**Short task**
Find the word "Tailwind" in the listing; pull out each line holding it.

**Data to use**
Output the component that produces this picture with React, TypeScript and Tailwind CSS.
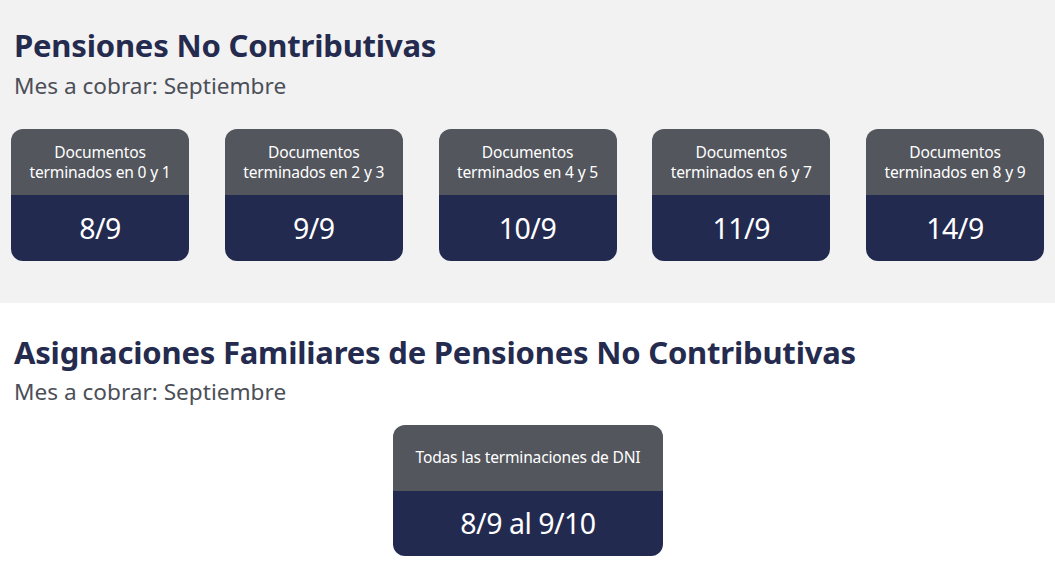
* * *
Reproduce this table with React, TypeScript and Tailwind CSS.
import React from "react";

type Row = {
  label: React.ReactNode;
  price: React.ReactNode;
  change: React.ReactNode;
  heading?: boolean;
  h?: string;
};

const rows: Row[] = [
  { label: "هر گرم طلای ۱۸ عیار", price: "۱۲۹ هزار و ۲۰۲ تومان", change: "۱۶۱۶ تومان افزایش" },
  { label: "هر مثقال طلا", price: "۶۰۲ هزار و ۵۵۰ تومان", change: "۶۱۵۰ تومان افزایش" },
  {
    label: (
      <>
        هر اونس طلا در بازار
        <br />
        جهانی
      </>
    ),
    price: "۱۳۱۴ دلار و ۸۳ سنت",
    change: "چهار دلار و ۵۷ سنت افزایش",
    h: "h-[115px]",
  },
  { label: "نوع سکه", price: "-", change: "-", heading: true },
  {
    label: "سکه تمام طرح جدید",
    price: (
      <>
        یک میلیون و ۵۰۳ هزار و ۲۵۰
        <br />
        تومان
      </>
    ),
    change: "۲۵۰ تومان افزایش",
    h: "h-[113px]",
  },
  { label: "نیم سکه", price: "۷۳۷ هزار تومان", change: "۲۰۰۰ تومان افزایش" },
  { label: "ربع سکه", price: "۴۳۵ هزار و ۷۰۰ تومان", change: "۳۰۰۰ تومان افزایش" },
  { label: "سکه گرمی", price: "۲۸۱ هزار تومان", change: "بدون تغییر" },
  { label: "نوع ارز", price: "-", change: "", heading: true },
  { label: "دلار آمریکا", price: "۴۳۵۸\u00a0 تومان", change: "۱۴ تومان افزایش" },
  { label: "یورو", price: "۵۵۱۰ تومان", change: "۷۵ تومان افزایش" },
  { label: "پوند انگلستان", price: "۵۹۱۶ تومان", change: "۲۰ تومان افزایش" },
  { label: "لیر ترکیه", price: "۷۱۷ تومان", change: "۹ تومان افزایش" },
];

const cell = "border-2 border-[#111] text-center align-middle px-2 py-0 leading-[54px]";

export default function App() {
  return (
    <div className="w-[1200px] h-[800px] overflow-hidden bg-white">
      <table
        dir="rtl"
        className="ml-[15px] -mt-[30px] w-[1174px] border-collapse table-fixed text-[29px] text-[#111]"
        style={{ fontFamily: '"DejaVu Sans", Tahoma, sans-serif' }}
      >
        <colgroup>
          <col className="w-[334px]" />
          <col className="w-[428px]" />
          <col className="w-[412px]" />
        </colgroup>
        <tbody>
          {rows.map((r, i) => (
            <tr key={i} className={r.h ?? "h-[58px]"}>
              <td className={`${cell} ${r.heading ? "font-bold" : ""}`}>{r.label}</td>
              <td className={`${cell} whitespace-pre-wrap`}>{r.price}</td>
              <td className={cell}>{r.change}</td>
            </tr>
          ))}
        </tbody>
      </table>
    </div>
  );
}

**Full answer**
Output the component that produces this picture with React, TypeScript and Tailwind CSS.
Reproduce this table with React, TypeScript and Tailwind CSS.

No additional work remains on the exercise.